XXXIX. Les affranchis qui auront donné retraite dans leurs maiſons aux eſclaves fugitifs, ſeront condamnés par corps envers leurs maîtres, en l’amende de trois cens livres de ſucres pour chacun jour de rétention.

XL. L’eſclave puni de mort ſur la dénonciation de ſon maître non complice du crime pour lequel il aura été condamné, ſera eſtimé avant l'exécution par deux des principaux habitans de l’iſle qui ſeront nommés d’office par le Juge, & le prix de l’eſtimation ſera payé au maître ; pour à quoi ſatisfaire, il ſera impoſé par l’Intendant ſur chacune tête de nègre payant droit, la femme portée par l’eſtimation, laquelle ſera régalée ſur chacun deſdits nègres, & levé par le fermier du Domaine Royal d’occident pour éviter à frais.

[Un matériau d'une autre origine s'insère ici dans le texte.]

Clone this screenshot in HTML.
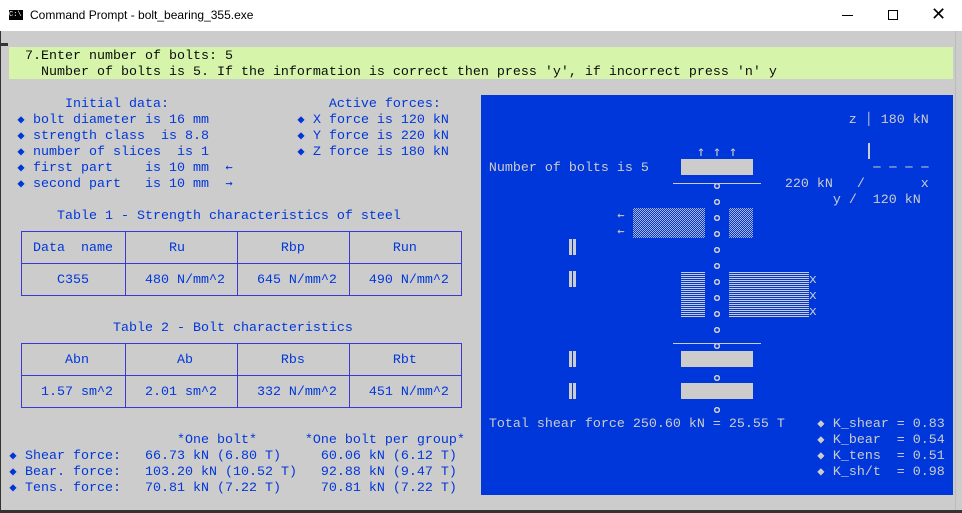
<!DOCTYPE html>
<html><head><meta charset="utf-8"><style>
*{margin:0;padding:0;box-sizing:border-box}
body{width:962px;height:513px;background:#ccc;position:relative;overflow:hidden;font-family:"Liberation Mono","DejaVu Sans Mono",monospace}
.tb{position:absolute;left:0;top:0;width:962px;height:31px;background:#fff;font-family:"Liberation Sans",sans-serif;font-size:12px;color:#000}
pre{position:absolute;left:1px;font-family:"Liberation Mono","DejaVu Sans Mono",monospace;font-size:13.33px;line-height:16px;white-space:pre}
.g{display:inline-block;width:8px;height:16px;line-height:16px;vertical-align:top;text-align:center;overflow:visible;font-family:"DejaVu Sans Mono",monospace;font-size:12px;position:relative;top:-2px}
.u{font-size:14px;top:-1px}
.o{display:inline-block;width:8px;height:16px;vertical-align:top;background:radial-gradient(circle at 4px 9px,transparent 1.6px,#ccc 1.7px,#ccc 3px,transparent 3.2px)}
.a{position:absolute}
.tl{position:absolute;background:#3a3ad2}
.dot{background:conic-gradient(#ccc 0 25%,#0037da 0 50%,#ccc 0 75%,#0037da 0) 0 0/2px 2px;opacity:.85}
.lin{background:repeating-linear-gradient(#ccc 0 1px,#0037da 1px 2px)}
</style></head><body>
<div class="tb">
<div class="a" style="left:9px;top:10px;width:14px;height:10px;background:#000;color:#fff;font-size:7px;line-height:10px;font-family:'Liberation Mono',monospace">C:\</div>
<div class="a" style="left:30px;top:8px">Command Prompt - bolt_bearing_355.exe</div>
<div class="a" style="left:842px;top:15px;width:11px;height:1px;background:#000"></div>
<div class="a" style="left:888px;top:10px;width:10px;height:10px;border:1px solid #000"></div>
<div class="a" style="left:931px;top:4px;font-size:18px;line-height:20px">✕</div>
</div>
<div class="a" style="left:0;top:31px;width:1px;height:482px;background:#333"></div>
<div class="a" style="left:0;top:43px;width:8px;height:3px;background:#333"></div>
<div class="a" style="left:955px;top:31px;width:7px;height:482px;background:#ccc;border-left:1px solid #bbb"></div>
<div class="a" style="left:0;top:510px;width:962px;height:3px;background:#333"></div>

<div class="a" style="left:9px;top:47px;width:944px;height:32px;background:#d6f5aa"></div>
<pre style="top:49px;color:#0c0c0c">   7.Enter number of bolts: 5
     Number of bolts is 5. If the information is correct then press 'y', if incorrect press 'n' y</pre>

<pre style="top:97px;color:#0037da">        Initial data:                    Active forces:
  <span class="g">◆</span> bolt diameter is 16 mm           <span class="g">◆</span> X force is 120 kN
  <span class="g">◆</span> strength class  is 8.8           <span class="g">◆</span> Y force is 220 kN
  <span class="g">◆</span> number of slices  is 1           <span class="g">◆</span> Z force is 180 kN
  <span class="g">◆</span> first part    is 10 mm  <span class="g">←</span>
  <span class="g">◆</span> second part   is 10 mm  <span class="g">→</span>

       Table 1 - Strength characteristics of steel

    Data  name       Ru            Rbp           Run

       C355       480 N/mm^2    645 N/mm^2    490 N/mm^2


              Table 2 - Bolt characteristics

        Abn           Ab           Rbs           Rbt

     1.57 sm^2    2.01 sm^2     332 N/mm^2    451 N/mm^2


                      *One bolt*      *One bolt per group*
 <span class="g">◆</span> Shear force:   66.73 kN (6.80 T)     60.06 kN (6.12 T)
 <span class="g">◆</span> Bear. force:   103.20 kN (10.52 T)   92.88 kN (9.47 T)
 <span class="g">◆</span> Tens. force:   70.81 kN (7.22 T)     70.81 kN (7.22 T)</pre>

<!-- table 1 -->
<div class="tl" style="left:21px;top:231px;width:441px;height:1px"></div>
<div class="tl" style="left:21px;top:263px;width:441px;height:1px"></div>
<div class="tl" style="left:21px;top:295px;width:441px;height:1px"></div>
<div class="tl" style="left:21px;top:231px;width:1px;height:65px"></div>
<div class="tl" style="left:125px;top:231px;width:1px;height:65px"></div>
<div class="tl" style="left:237px;top:231px;width:1px;height:65px"></div>
<div class="tl" style="left:349px;top:231px;width:1px;height:65px"></div>
<div class="tl" style="left:461px;top:231px;width:1px;height:65px"></div>
<!-- table 2 -->
<div class="tl" style="left:21px;top:343px;width:441px;height:1px"></div>
<div class="tl" style="left:21px;top:375px;width:441px;height:1px"></div>
<div class="tl" style="left:21px;top:407px;width:441px;height:1px"></div>
<div class="tl" style="left:21px;top:343px;width:1px;height:65px"></div>
<div class="tl" style="left:125px;top:343px;width:1px;height:65px"></div>
<div class="tl" style="left:237px;top:343px;width:1px;height:65px"></div>
<div class="tl" style="left:349px;top:343px;width:1px;height:65px"></div>
<div class="tl" style="left:461px;top:343px;width:1px;height:65px"></div>

<!-- blue panel -->
<div class="a" style="left:481px;top:95px;width:472px;height:400px;background:#0037da"></div>
<div class="a" style="left:681px;top:159px;width:72px;height:16px;background:#ccc"></div>
<div class="a" style="left:681px;top:351px;width:72px;height:16px;background:#ccc"></div>
<div class="a" style="left:681px;top:383px;width:72px;height:16px;background:#ccc"></div>
<div class="a" style="left:673px;top:183px;width:88px;height:1px;background:#ccc"></div>
<div class="a" style="left:673px;top:343px;width:88px;height:1px;background:#ccc"></div>
<div class="a" style="left:633px;top:208px;width:72px;height:30px;background:#0037da"><div class="dot" style="width:100%;height:100%"></div></div>
<div class="a" style="left:729px;top:208px;width:24px;height:30px;background:#0037da"><div class="dot" style="width:100%;height:100%"></div></div>
<div class="a lin" style="left:681px;top:272px;width:24px;height:46px"></div>
<div class="a lin" style="left:729px;top:272px;width:80px;height:46px"></div>
<div class="a" style="left:569px;top:239px;width:3px;height:16px;background:#ccc"></div>
<div class="a" style="left:573px;top:239px;width:3px;height:16px;background:#ccc"></div>
<div class="a" style="left:569px;top:271px;width:3px;height:16px;background:#ccc"></div>
<div class="a" style="left:573px;top:271px;width:3px;height:16px;background:#ccc"></div>
<div class="a" style="left:569px;top:351px;width:3px;height:16px;background:#ccc"></div>
<div class="a" style="left:573px;top:351px;width:3px;height:16px;background:#ccc"></div>
<div class="a" style="left:569px;top:383px;width:3px;height:16px;background:#ccc"></div>
<div class="a" style="left:573px;top:383px;width:3px;height:16px;background:#ccc"></div>
<div class="a" style="left:868px;top:143px;width:2px;height:16px;background:#ccc"></div>

<pre style="top:113px;color:#ccc">                                                                                                          z <span class="g">│</span> 180 kN

                                                                                       <span class="g u">↑</span> <span class="g u">↑</span> <span class="g u">↑</span>
                                                             Number of bolts is 5                            <span class="g">─</span> <span class="g">─</span> <span class="g">─</span> <span class="g">─</span>
                                                                                         <span class="o"></span>        220 kN   /       x
                                                                                         <span class="o"></span>              y /  120 kN
                                                                             <span class="g">←</span>           <span class="o"></span>
                                                                             <span class="g">←</span>           <span class="o"></span>
                                                                                         <span class="o"></span>
                                                                                         <span class="o"></span>
                                                                                         <span class="o"></span>           x
                                                                                         <span class="o"></span>           x
                                                                                         <span class="o"></span>           x
                                                                                         <span class="o"></span>
                                                                                         <span class="o"></span>

                                                                                         <span class="o"></span>

                                                                                         <span class="o"></span>
                                                             Total shear force 250.60 kN = 25.55 T    <span class="g">◆</span> K_shear = 0.83
                                                                                                      <span class="g">◆</span> K_bear  = 0.54
                                                                                                      <span class="g">◆</span> K_tens  = 0.51
                                                                                                      <span class="g">◆</span> K_sh/t  = 0.98</pre>
</body></html>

XLI. Défendons aux Juges, à nos Procureurs & aux Greffiers de prendre aucune taxe dans les procès criminels contre les eſclaves, à peine de conçuſſîon.

XLII. Pourront pareillement les maîtres, lorſqu’ils croiront que leurs eſclaves l’auront mérité, les faire enchaîner & les faire battre de verges ou de cordes, leur défendant de leur donner la torture ni de leur faire aucune mutilation de membre, à peine de confiſcation des eſclaves, & d’être procédé contre les maîtres extraordinairement.

XLIII. Enjoignons à nos Officiers de pourſuivre criminellement les maîtres ou les commandeurs qui auront tué un eſclave ſous leur puiſſance ou ſous leur direction, & de punir le maître ſelon l'atrocité des circonſtance, & en cas qu’il y ait lieu à l’abſolution, permettons à nos Officiers de renvoyer tant les maîtres que commandeurs abſous, ſans qu’ils ayent beſoin de nos grâces.

XLIV. Déclarons les eſclaves être meubles, & comme tels entrer en la communauté, n'avoir point de ſuite par hypothèque & partager également entre les cohéritiers ſans préciput ni droit d’aïneſſe, n’être ſujets au douaire coutumier, au retrait féodal & lignager, aux droits féodaux & ſeigneuriaux, aux formalités des décrets, ni aux retranchemens des quatre quints, en cas de diſpoſition à cauſe de mort ou teſtamentaire.